What is asked:
In the data below, find each line containing the string "that" and return it.
[Begin]
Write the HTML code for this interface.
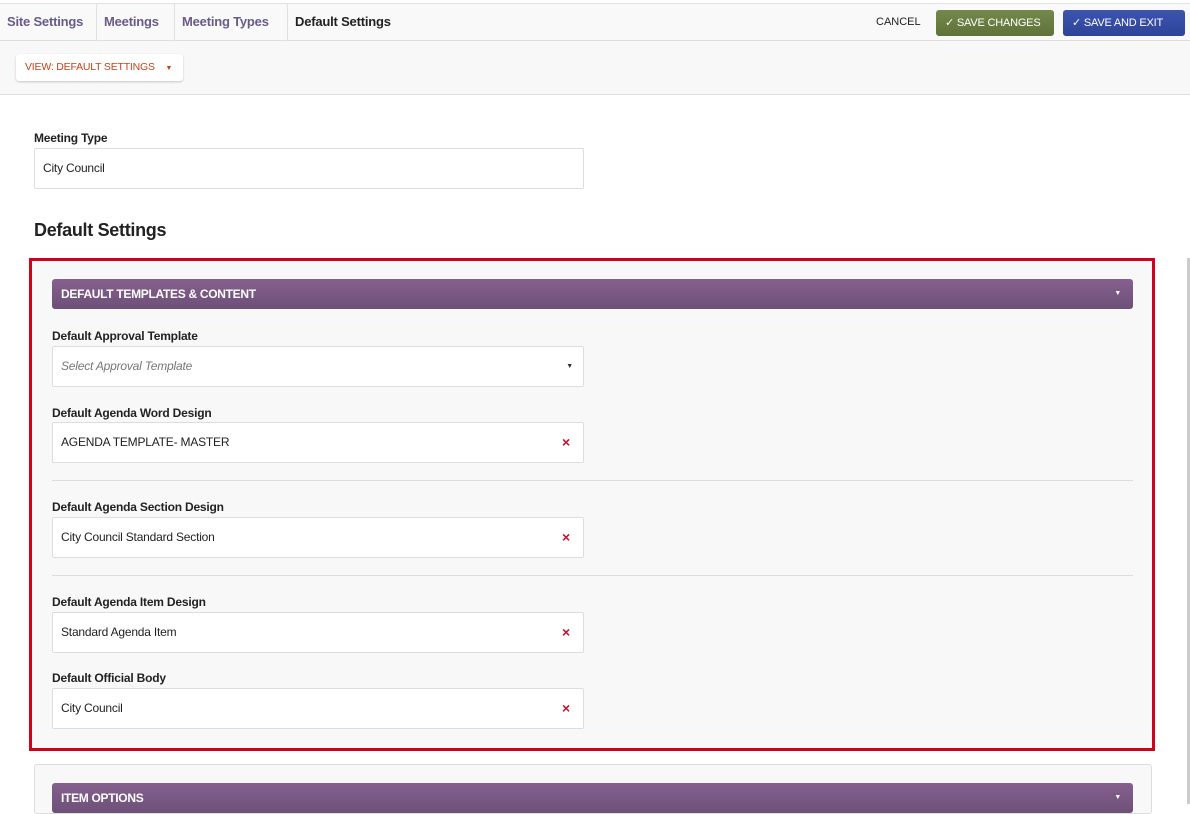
<!DOCTYPE html>
<html><head><meta charset="utf-8"><style>
*{box-sizing:border-box;margin:0;padding:0}
body{width:1190px;height:804px;overflow:hidden;background:#fff;font-family:"Liberation Sans",sans-serif;position:relative;color:#222;white-space:nowrap}
.abs{position:absolute}
.top{left:0;top:3px;width:1190px;height:38px;background:#f9f9f9;border-top:1px solid #e2e2e2;border-bottom:1px solid #ddd}
.tab{position:absolute;top:0;height:37px;line-height:36px;font-size:13px;font-weight:bold;color:#6a5a8a;border-right:1px solid #e0e0e0;padding-left:7px;letter-spacing:-0.2px}
.bar2{left:0;top:41px;width:1190px;height:54px;background:#f8f8f8;border-bottom:1px solid #ddd}
.view{left:16px;top:54px;width:167px;height:27px;background:#fff;border-radius:3px;box-shadow:0 1px 2px rgba(0,0,0,.2);font-size:10.5px;color:#c0441a;line-height:27px;padding-left:9px;letter-spacing:-0.2px}
.btn{top:10px;height:26px;border-radius:3px;color:#fff;font-size:11px;line-height:26px;padding-left:9px;letter-spacing:-0.2px}
.lbl{font-size:12px;font-weight:bold;color:#222;letter-spacing:-0.2px}
.inp{background:#fff;border:1px solid #ddd;border-radius:2px;height:41px;font-size:12px;line-height:39px;padding-left:8px;width:532px;left:52px;letter-spacing:-0.2px}
.x{position:absolute;right:13px;top:0;color:#c8102e;font-size:14px;font-weight:bold}
.ph{background:linear-gradient(#86608e,#6c5078);border-radius:3px;color:#fff;font-weight:bold;font-size:12px;padding-left:9px;line-height:30px;height:30px;left:52px;width:1081px;letter-spacing:-0.3px}
.hr{left:52px;width:1081px;height:1px;background:#ddd}
</style></head><body>
<div class="abs top">
<div class="tab" style="left:0;width:97px">Site Settings</div>
<div class="tab" style="left:97px;width:78px">Meetings</div>
<div class="tab" style="left:175px;width:113px">Meeting Types</div>
<div class="tab" style="left:288px;color:#222;border:none">Default Settings</div>
</div>
<div class="abs" style="left:876px;top:16px;font-size:11px;color:#222">CANCEL</div>
<div class="abs btn" style="left:936px;width:118px;background:linear-gradient(#74894c,#5f7239)">✓ SAVE CHANGES</div>
<div class="abs btn" style="left:1063px;width:122px;background:linear-gradient(#3d54b0,#2e4498)">✓ SAVE AND EXIT</div>
<div class="abs bar2"></div>
<div class="abs view">VIEW: DEFAULT SETTINGS <span style="margin-left:8px;font-size:7px">▼</span></div>
<div class="abs lbl" style="left:34px;top:131px">Meeting Type</div>
<div class="abs inp" style="left:34px;top:148px;width:550px">City Council</div>
<div class="abs" style="left:34px;top:220px;font-size:18px;font-weight:bold;letter-spacing:-0.3px">Default Settings</div>
<div class="abs" style="left:29px;top:258px;width:1126px;height:493px;border:3px solid #d0021b;background:#f8f8f8"></div>
<div class="abs ph" style="top:279px">DEFAULT TEMPLATES &amp; CONTENT<span style="position:absolute;right:12px;font-size:7px">▼</span></div>
<div class="abs lbl" style="left:52px;top:329px">Default Approval Template</div>
<div class="abs inp" style="top:346px;color:#777;font-style:italic">Select Approval Template<span style="position:absolute;right:10px;font-style:normal;font-size:7px;color:#333">▼</span></div>
<div class="abs lbl" style="left:52px;top:406px">Default Agenda Word Design</div>
<div class="abs inp" style="top:422px">AGENDA TEMPLATE- MASTER<span class="x">×</span></div>
<div class="abs hr" style="top:480px"></div>
<div class="abs lbl" style="left:52px;top:500px">Default Agenda Section Design</div>
<div class="abs inp" style="top:517px">City Council Standard Section<span class="x">×</span></div>
<div class="abs hr" style="top:575px"></div>
<div class="abs lbl" style="left:52px;top:595px">Default Agenda Item Design</div>
<div class="abs inp" style="top:612px">Standard Agenda Item<span class="x">×</span></div>
<div class="abs lbl" style="left:52px;top:671px">Default Official Body</div>
<div class="abs inp" style="top:688px">City Council<span class="x">×</span></div>
<div class="abs" style="left:34px;top:764px;width:1118px;height:50px;background:#f8f8f8;border:1px solid #ddd;border-radius:3px"></div>
<div class="abs ph" style="top:783px">ITEM OPTIONS<span style="position:absolute;right:12px;font-size:7px">▼</span></div>
<div class="abs" style="left:1187px;top:258px;width:3px;height:546px;background:#ccc"></div>
</body></html>
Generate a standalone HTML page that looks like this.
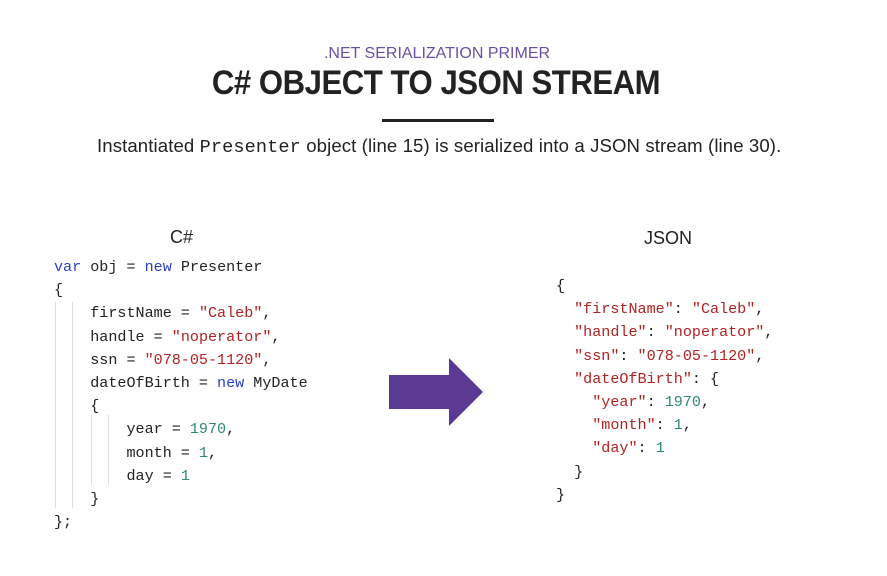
<!DOCTYPE html><html><head><style>
body{margin:0;width:887px;height:576px;background:#fff;position:relative;overflow:hidden;font-family:"Liberation Sans",sans-serif;color:#222}
.a{position:absolute;white-space:pre}
.c{font-family:"Liberation Mono",monospace;font-size:15.1px;line-height:23.2px;color:#222}
.k{color:#2a3fc7}.s{color:#b22222}.n{color:#2e8b6a}
.g{position:absolute;width:1px;background:#ddd}
</style></head><body>
<div class="a" style="left:0;width:874px;text-align:center;top:45px;font-size:16px;color:#6b4fa6">.NET SERIALIZATION PRIMER</div>
<div class="a" style="left:0;width:872px;text-align:center;top:64px;font-size:34px;font-weight:bold;color:#222;letter-spacing:-0.5px;transform:scaleX(0.915)">C# OBJECT TO JSON STREAM</div>
<div class="a" style="left:382px;top:119px;width:112px;height:3px;background:#222"></div>
<div class="a" style="left:97px;top:135px;font-size:18.6px;color:#222;letter-spacing:0.1px">Instantiated <span style="font-family:'Liberation Mono',monospace;font-size:18.6px">Presenter</span> object (line 15) is serialized into a JSON stream (line 30).</div>
<div class="a" style="left:170px;top:227px;font-size:18px">C#</div>
<div class="a" style="left:644px;top:228px;font-size:18px">JSON</div>
<div class="g" style="left:55px;top:302px;height:206px"></div>
<div class="g" style="left:72px;top:302px;height:206px"></div>
<div class="g" style="left:91px;top:415px;height:70px"></div>
<div class="g" style="left:108px;top:415px;height:70px"></div>
<div class="a c" style="left:54px;top:256px"><span class="k">var</span> obj = <span class="k">new</span> Presenter
{
    firstName = <span class="s">"Caleb"</span>,
    handle = <span class="s">"noperator"</span>,
    ssn = <span class="s">"078-05-1120"</span>,
    dateOfBirth = <span class="k">new</span> MyDate
    {
        year = <span class="n">1970</span>,
        month = <span class="n">1</span>,
        day = <span class="n">1</span>
    }
};</div>
<div class="a c" style="left:556px;top:275px">{
  <span class="s">"firstName"</span>: <span class="s">"Caleb"</span>,
  <span class="s">"handle"</span>: <span class="s">"noperator"</span>,
  <span class="s">"ssn"</span>: <span class="s">"078-05-1120"</span>,
  <span class="s">"dateOfBirth"</span>: {
    <span class="s">"year"</span>: <span class="n">1970</span>,
    <span class="s">"month"</span>: <span class="n">1</span>,
    <span class="s">"day"</span>: <span class="n">1</span>
  }
}</div>
<svg class="a" style="left:0;top:0" width="887" height="576"><polygon points="389,375 449,375 449,358 483,392 449,426 449,409 389,409" fill="#5b3a94"/></svg>
</body></html>
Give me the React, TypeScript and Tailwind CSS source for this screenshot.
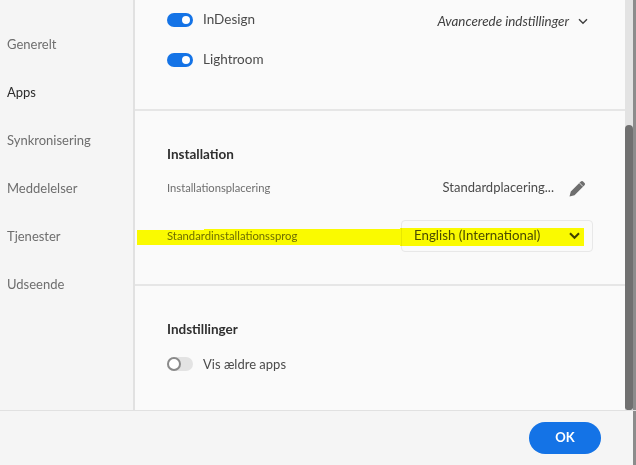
import React from 'react'

const navItems = ["Generelt", "Apps", "Synkronisering", "Meddelelser", "Tjenester", "Udseende"];

function Toggle({ on, label, size }: { on: boolean; label: string; size: string }) {
  return (
    <div className="flex items-center gap-[10px] h-[20px]">
      {on ? (
        <div className="w-[26px] h-[14px] rounded-full bg-[#1473e6] flex items-center justify-end pr-[1px]">
          <div className="w-[12px] h-[12px] rounded-full bg-white border-[2px] border-[#1473e6]" />
        </div>
      ) : (
        <div className="w-[26px] h-[14px] rounded-full bg-[#e3e3e3] flex items-center">
          <div className="w-[14px] h-[14px] rounded-full bg-white border-[2px] border-[#8a8a8a]" />
        </div>
      )}
      <span className={`${size} text-[#4b4b4b]`}>{label}</span>
    </div>
  );
}

export default function App() {
  return (
    <div className="w-[636px] h-[465px] flex flex-col bg-[#f5f5f5] overflow-hidden relative font-['Lato',sans-serif]">
      <div className="flex h-[411px] border-b border-[#e1e1e1]">
        {/* Sidebar */}
        <div className="w-[135px] shrink-0 border-r-2 border-[#e1e1e1] pl-[7px] pt-[21px] flex flex-col">
          {navItems.map((item) => (
            <div
              key={item}
              className={`h-[48px] flex items-center text-[13px] ${item === "Apps" ? "text-[#2c2c2c]" : "text-[#6e6e6e]"}`}
            >
              {item}
            </div>
          ))}
        </div>

        {/* Content */}
        <div className="flex-1 bg-[#fafafa] flex flex-col">
          <div className="h-[111px] shrink-0 border-b-2 border-[#e6e6e6] pl-[32px] pr-[37px] pt-[10px] flex justify-between items-start">
            <div className="flex flex-col gap-[20px]">
              <Toggle on label="InDesign" size="text-[13.5px] -mt-[2px]" />
              <Toggle on label="Lightroom" size="text-[13.5px] -mt-[2px]" />
            </div>
            <div className="flex items-center gap-[9px] h-[20px] mt-[1px]">
              <span className="text-[13.4px] italic text-[#3f3f3f]">Avancerede indstillinger</span>
              <svg width="10" height="7" viewBox="0 0 10 7" fill="none">
                <path d="M1 1.2L5 5.2L9 1.2" stroke="#3f3f3f" strokeWidth="1.4" />
              </svg>
            </div>
          </div>

          <div className="h-[175px] shrink-0 border-b-2 border-[#e6e6e6] pl-[32px] pr-[32px] pt-[34px]">
            <div className="text-[13.5px] font-bold text-[#2f2f2f] leading-[18px]">Installation</div>
            <div className="flex justify-between items-center mt-[12px] h-[26px]">
              <span className="text-[11.2px] text-[#6e6e6e]">Installationsplacering</span>
              <div className="flex items-center gap-[15px] pr-[7px]">
                <span className="text-[13px] text-[#4b4b4b]">Standardplacering...</span>
                <svg width="17" height="17" viewBox="0 0 17 17">
                  <path d="M0.5 16.5L1.8 11.5L11.8 1.5Q12.8 0.5 13.8 1.2L15.8 3.2Q16.5 4.2 15.5 5.2L5.5 15.2Z" fill="#6e6e6e" />
                  <path d="M10.5 3L14 6.5" stroke="#fafafa" strokeWidth="0.8" />
                </svg>
              </div>
            </div>
            <div className="flex justify-between items-center mt-[19px]">
              <span className="text-[11.3px] text-[#6e6e6e]">Standardinstallationssprog</span>
              <div className="w-[192px] h-[32px] rounded-[4px] border border-[#e8e8e8] flex items-center justify-between pl-[12px] pr-[12px]">
                <span className="text-[13.3px] text-[#4b4b4b]">English (International)</span>
                <svg width="11" height="8" viewBox="0 0 11 8" fill="none">
                  <path d="M1 1.2L5.5 5.8L10 1.2" stroke="#3f3f3f" strokeWidth="2" />
                </svg>
              </div>
            </div>
          </div>

          <div className="flex-1 pl-[32px] pt-[34px]">
            <div className="text-[13.5px] font-bold text-[#2f2f2f] leading-[18px]">Indstillinger</div>
            <div className="mt-[16px]">
              <Toggle on={false} label="Vis ældre apps" size="text-[13px] mt-[1px]" />
            </div>
          </div>
        </div>

        {/* Scrollbar */}
        <div className="w-[11px] shrink-0 bg-[#e3e3e3] flex flex-col justify-end border-r-[3px] border-[#8c8c8c]">
          <div className="h-[285px] bg-[#707070] rounded-t-[5px] rounded-b-[3px]" />
        </div>
      </div>

      {/* Footer */}
      <div className="flex-1 flex items-center justify-end pr-[32px] border-r-[3px] border-[#8c8c8c]">
        <button className="w-[72px] h-[32px] rounded-full bg-[#1473e6] text-white text-[13px] font-bold">OK</button>
      </div>

      {/* Yellow marker over the language row */}
      <div className="absolute left-[137px] top-[230px] w-[67px] h-[15px] bg-[#ffff00] mix-blend-multiply" />
      <div className="absolute left-[204px] top-[229px] w-[196px] h-[16px] bg-[#ffff00] mix-blend-multiply" />
      <div className="absolute left-[400px] top-[228px] w-[184px] h-[18px] bg-[#ffff00] mix-blend-multiply" />
    </div>
  );
}
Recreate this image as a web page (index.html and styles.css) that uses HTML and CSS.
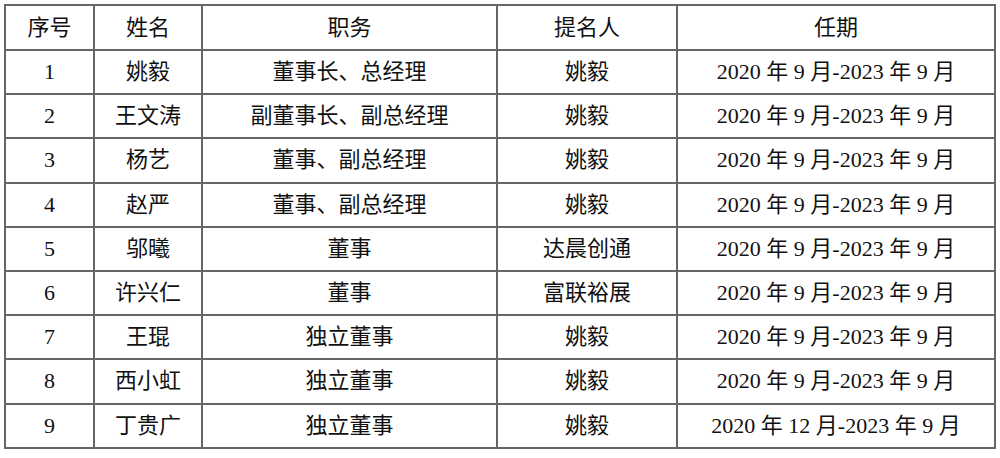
[End]
Response:
Generate a standalone HTML page that looks like this.
Recreate this image as a web page (index.html and styles.css) that uses HTML and CSS.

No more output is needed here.